**Dataset rows**

--------------------

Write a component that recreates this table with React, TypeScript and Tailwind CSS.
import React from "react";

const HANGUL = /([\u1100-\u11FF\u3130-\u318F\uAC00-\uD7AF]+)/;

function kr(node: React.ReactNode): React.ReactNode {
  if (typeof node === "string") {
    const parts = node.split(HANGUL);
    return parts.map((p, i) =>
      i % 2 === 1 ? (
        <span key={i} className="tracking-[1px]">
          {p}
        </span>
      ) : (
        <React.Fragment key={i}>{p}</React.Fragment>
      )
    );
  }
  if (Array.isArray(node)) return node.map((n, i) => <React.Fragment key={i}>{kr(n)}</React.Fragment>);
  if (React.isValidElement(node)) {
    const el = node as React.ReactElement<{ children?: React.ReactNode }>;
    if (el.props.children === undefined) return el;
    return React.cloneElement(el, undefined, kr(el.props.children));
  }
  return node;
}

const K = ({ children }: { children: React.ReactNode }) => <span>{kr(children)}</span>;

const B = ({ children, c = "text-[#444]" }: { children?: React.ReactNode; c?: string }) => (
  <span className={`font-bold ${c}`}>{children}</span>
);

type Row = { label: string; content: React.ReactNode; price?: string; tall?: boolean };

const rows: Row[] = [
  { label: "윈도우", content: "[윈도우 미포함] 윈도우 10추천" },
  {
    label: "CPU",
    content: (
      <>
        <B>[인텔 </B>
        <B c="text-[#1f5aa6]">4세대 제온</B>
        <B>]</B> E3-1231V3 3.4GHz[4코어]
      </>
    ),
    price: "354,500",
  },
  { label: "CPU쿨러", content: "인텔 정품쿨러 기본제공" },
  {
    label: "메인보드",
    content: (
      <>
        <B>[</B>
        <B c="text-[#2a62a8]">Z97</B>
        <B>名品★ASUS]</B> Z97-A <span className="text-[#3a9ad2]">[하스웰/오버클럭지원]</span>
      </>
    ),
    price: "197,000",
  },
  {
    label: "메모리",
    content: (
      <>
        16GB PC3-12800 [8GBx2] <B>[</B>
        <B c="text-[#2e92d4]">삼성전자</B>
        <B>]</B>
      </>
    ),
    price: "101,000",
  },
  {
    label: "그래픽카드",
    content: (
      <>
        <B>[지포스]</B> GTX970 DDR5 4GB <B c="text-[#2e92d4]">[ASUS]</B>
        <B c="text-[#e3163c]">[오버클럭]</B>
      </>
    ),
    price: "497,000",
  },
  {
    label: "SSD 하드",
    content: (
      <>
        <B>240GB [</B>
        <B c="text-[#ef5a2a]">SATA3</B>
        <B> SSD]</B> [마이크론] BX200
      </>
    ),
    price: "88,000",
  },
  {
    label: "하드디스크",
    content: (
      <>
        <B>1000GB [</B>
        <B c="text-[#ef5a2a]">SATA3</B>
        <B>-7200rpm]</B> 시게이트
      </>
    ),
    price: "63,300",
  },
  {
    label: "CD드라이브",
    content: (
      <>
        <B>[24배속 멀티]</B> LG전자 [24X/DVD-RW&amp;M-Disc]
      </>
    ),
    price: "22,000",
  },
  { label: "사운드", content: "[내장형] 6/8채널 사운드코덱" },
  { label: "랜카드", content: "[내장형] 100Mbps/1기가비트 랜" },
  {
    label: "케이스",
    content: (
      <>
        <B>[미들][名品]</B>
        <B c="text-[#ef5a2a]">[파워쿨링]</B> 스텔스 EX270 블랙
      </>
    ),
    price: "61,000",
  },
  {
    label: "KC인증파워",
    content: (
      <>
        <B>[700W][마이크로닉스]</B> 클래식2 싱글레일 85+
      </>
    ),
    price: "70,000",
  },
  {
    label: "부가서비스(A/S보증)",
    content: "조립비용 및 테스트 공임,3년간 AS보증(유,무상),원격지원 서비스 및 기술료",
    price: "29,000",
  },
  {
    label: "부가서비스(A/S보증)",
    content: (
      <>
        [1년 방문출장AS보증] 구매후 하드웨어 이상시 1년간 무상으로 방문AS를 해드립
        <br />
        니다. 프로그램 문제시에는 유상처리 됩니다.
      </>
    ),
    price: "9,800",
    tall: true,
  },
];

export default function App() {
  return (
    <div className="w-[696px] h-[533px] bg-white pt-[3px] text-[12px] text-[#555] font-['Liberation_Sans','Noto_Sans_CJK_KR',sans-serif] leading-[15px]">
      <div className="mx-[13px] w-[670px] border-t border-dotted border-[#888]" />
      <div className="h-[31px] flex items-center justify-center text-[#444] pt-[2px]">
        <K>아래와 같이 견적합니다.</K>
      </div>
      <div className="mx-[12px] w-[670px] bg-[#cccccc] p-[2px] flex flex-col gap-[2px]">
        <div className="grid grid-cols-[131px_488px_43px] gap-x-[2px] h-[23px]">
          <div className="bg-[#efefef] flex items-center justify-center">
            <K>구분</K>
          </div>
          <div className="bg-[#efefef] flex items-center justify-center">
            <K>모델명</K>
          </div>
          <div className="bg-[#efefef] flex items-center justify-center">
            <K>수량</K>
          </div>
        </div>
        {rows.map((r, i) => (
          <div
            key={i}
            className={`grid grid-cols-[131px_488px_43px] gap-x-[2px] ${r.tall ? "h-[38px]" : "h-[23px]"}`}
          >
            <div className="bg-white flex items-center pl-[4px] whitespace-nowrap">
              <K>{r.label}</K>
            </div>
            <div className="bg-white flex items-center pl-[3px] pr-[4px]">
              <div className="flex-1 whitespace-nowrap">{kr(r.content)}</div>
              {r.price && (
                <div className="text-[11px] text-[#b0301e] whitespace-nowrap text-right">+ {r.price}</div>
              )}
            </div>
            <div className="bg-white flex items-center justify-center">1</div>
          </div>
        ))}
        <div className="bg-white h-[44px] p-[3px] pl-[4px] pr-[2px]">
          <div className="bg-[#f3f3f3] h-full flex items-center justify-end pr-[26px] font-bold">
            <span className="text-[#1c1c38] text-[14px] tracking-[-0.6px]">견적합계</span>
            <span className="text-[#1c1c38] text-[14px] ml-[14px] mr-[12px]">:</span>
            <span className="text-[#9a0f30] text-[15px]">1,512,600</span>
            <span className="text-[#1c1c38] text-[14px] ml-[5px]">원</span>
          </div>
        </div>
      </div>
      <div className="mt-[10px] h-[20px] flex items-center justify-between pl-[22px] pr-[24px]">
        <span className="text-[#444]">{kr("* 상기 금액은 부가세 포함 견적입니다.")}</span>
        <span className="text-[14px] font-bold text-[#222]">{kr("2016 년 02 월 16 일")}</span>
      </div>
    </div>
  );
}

--------------------

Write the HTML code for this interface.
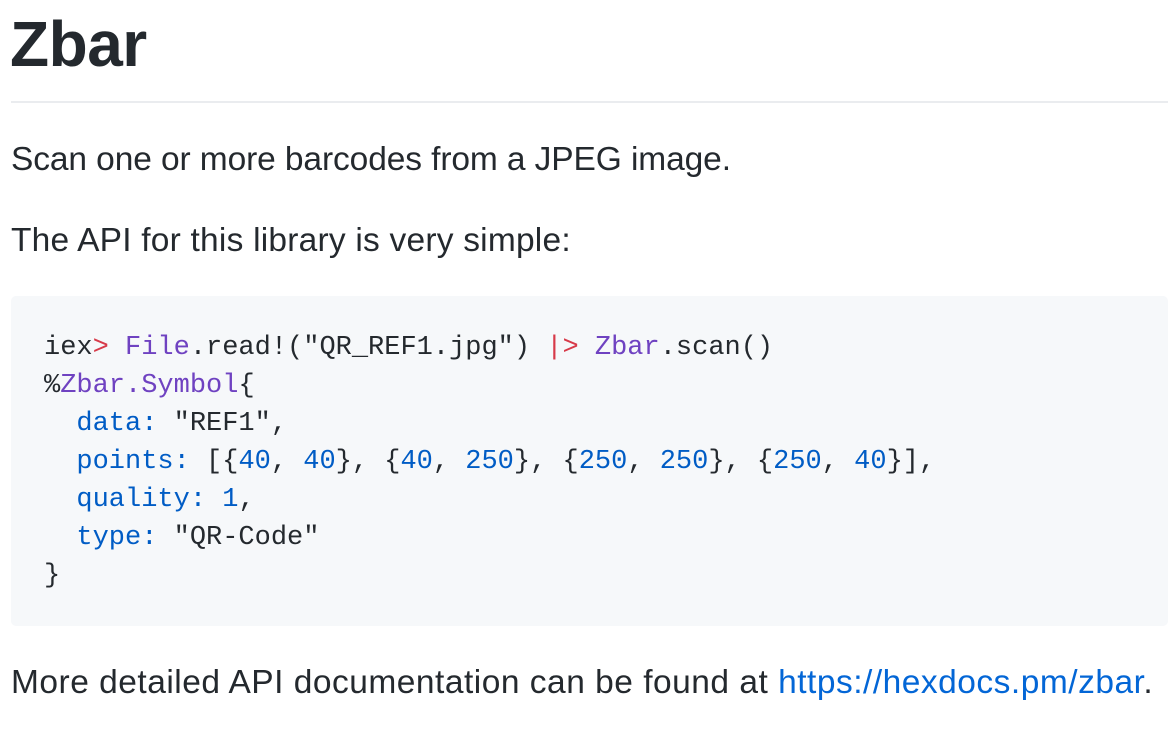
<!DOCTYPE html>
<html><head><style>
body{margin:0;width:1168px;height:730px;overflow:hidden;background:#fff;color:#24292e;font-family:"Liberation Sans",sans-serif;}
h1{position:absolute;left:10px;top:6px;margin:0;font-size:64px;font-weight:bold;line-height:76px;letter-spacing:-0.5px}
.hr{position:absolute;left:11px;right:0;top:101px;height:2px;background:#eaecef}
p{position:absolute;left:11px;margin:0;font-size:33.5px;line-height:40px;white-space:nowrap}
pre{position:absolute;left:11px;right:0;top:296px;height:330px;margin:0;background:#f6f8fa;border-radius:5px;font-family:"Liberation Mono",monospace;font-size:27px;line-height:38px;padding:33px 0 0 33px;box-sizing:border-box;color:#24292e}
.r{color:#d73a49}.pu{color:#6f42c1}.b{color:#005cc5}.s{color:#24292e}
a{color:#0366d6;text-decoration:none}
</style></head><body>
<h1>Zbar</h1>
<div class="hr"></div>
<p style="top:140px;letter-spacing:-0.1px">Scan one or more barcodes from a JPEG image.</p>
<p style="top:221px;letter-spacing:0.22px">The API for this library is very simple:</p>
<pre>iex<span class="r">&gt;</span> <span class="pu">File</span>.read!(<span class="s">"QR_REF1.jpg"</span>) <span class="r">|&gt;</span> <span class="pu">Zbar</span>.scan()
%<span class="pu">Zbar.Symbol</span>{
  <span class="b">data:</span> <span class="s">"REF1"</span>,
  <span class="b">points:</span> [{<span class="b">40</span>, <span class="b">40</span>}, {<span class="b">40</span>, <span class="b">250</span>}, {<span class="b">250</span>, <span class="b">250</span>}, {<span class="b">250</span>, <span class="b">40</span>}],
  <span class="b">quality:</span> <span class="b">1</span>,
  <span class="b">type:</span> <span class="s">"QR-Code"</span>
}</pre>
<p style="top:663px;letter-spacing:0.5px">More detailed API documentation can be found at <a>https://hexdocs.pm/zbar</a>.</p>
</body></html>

--------------------

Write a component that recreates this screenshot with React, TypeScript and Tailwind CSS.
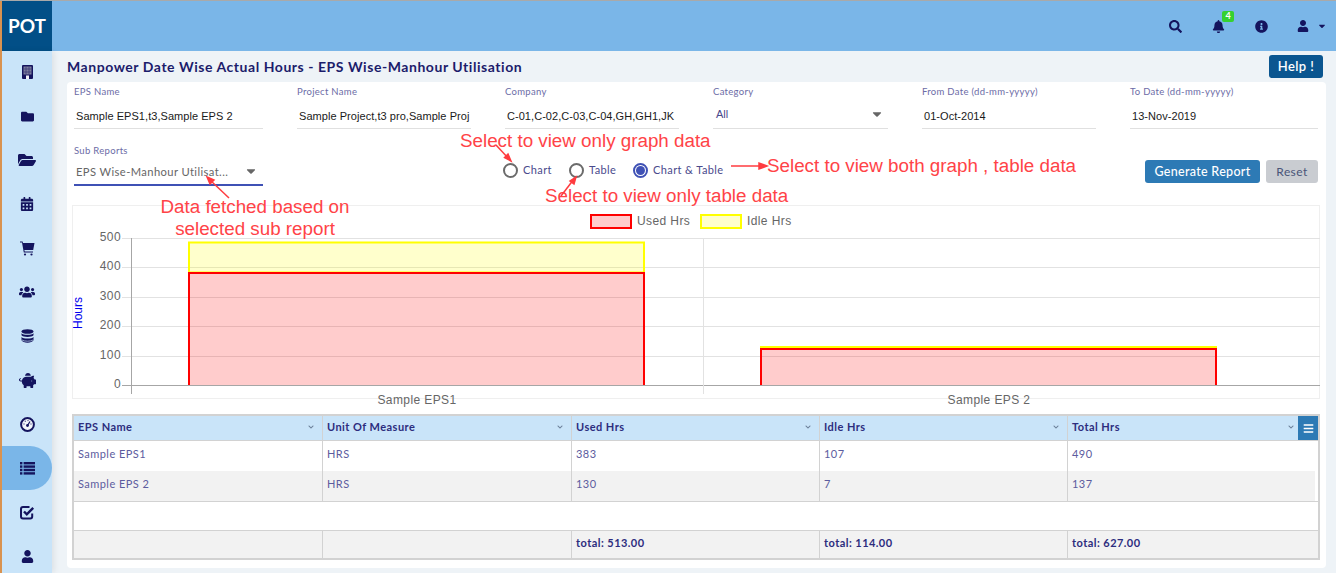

--------------------

**Direction**
Copy out exactly the lines from the one with "Write a component that recreates this table" through the one with "const HANGUL = /([\u1100-\u11FF\u3130-\u318F\uAC00-\uD7AF]+)/;", counting both ends, and no other lines.

**Exercise answer**
Write a component that recreates this table with React, TypeScript and Tailwind CSS.
import React from "react";

const HANGUL = /([\u1100-\u11FF\u3130-\u318F\uAC00-\uD7AF]+)/;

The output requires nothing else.